Dans les malles de Lola Montès, version Ophuls, cette robe de mariée en filet de coton, cousu sur un fond de crêpe de soie, et boutonnée au corsage. Le beige-crème s’impose pour « la femme la plus scandaleuse de la terre », exhibée dans cette tenue sur la scène d’un cirque. Richement décorée de plaques de moleskine et de bouquets de roses en plastique et bois, la robe fait figure de pièce montée parmi la trentaine d’atours de Lola. Dans la lignée de la mise en scène d’Ophuls, au sommet de son art baroque, elle symbolise à elle seule une « esthétique de la crème fouettée » évoquée dans Les Lettres françaises du 29 décembre 1955.
Un somptueux vêtement signé Marcel Escoffier, costumier favori de Martine Carol, que la vedette impose pour les costumes de Lola, aux côtés de Georges Annenkov – le principal costumier du film, auquel Ophuls a déjà fait appel pour La Ronde (1950), Le Plaisir (1952) et Madame de… (1953). Escoffier compose une garde-robe de superproduction, impressionnant la presse d’alors. Radio Cinéma Télévision du 22 février 1956 fait le calcul : « 32 robes pour une projection de 100 minutes, soit un changement de toilette toutes les 3 minutes ». Martine Carol sort de Nana (Christian-Jaque), où elle ne cesse de se vêtir et de se dévêtir. Mais sous la direction de Max Ophuls, décidé jusqu’au bout à refuser la facilité, son personnage en dévoile peu, hormis la nudité de ses pieds et un strip-tease que le cinéaste coupe au montage. Et les tenues de l’actrice sont loin des promesses de la campagne publicitaire. À l’exception d’un déshabillé et d’une tenue de cirque (encore dans une scène non retenue), les costumes d’Escoffier sont à l’opposé de ceux portés par Martine Carol dans les productions gentiment érotico-historiques qui ont fait son succès. Manches longues et cols fermés cachent les charmes de l’actrice et participeront à l’échec du film auprès d’un public d’admirateurs déçus. Un article au titre révélateur le souligne dans Rivarol du 1er janvier 1956 : « Martine Carol est restée couverte : le public ne saluera pas ».

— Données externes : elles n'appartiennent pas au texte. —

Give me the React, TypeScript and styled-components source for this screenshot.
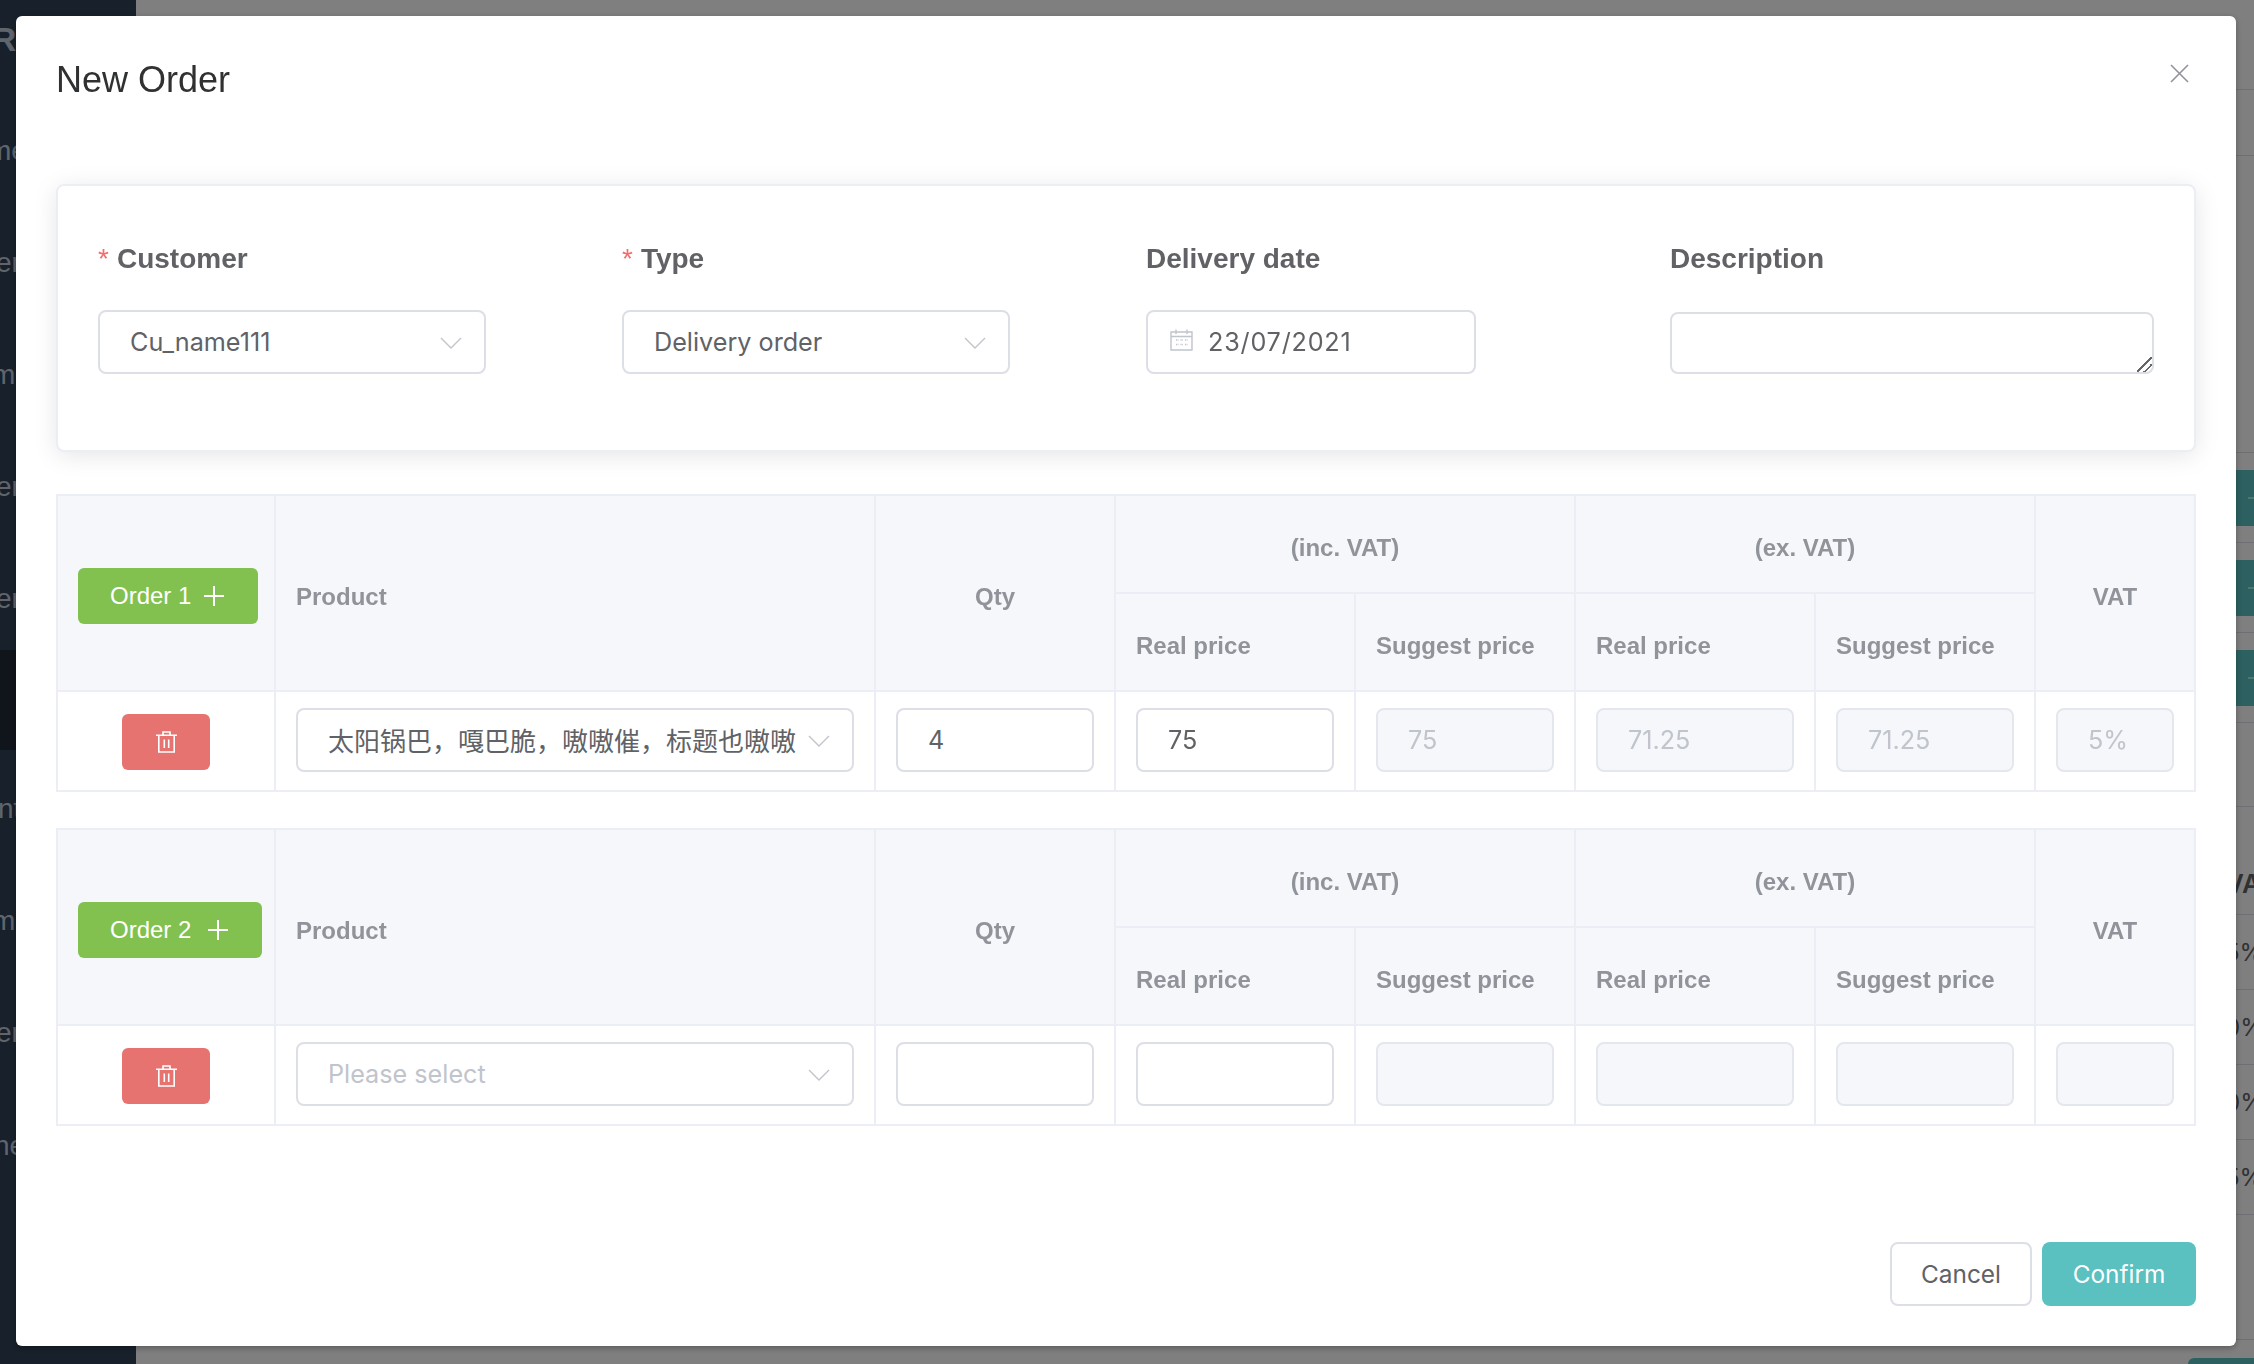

La Cinémathèque française conserve également 43 maquettes de costumes dessinées par Marcel Escoffier pour Le Secret de Mayerling (Jean Delannoy, 1948), Lucrèce Borgia (Christian-Jaque, 1952), Nana (Christian-Jaque, 1954), La Belle Otero, (Richard Pottier, 1954), Senso (Luchino Visconti, 1954), Pot-Bouille (Julien Duvivier, 1957), Lady L. (Peter Ustinov, 1964) et Mayerling (Terence Young, 1967).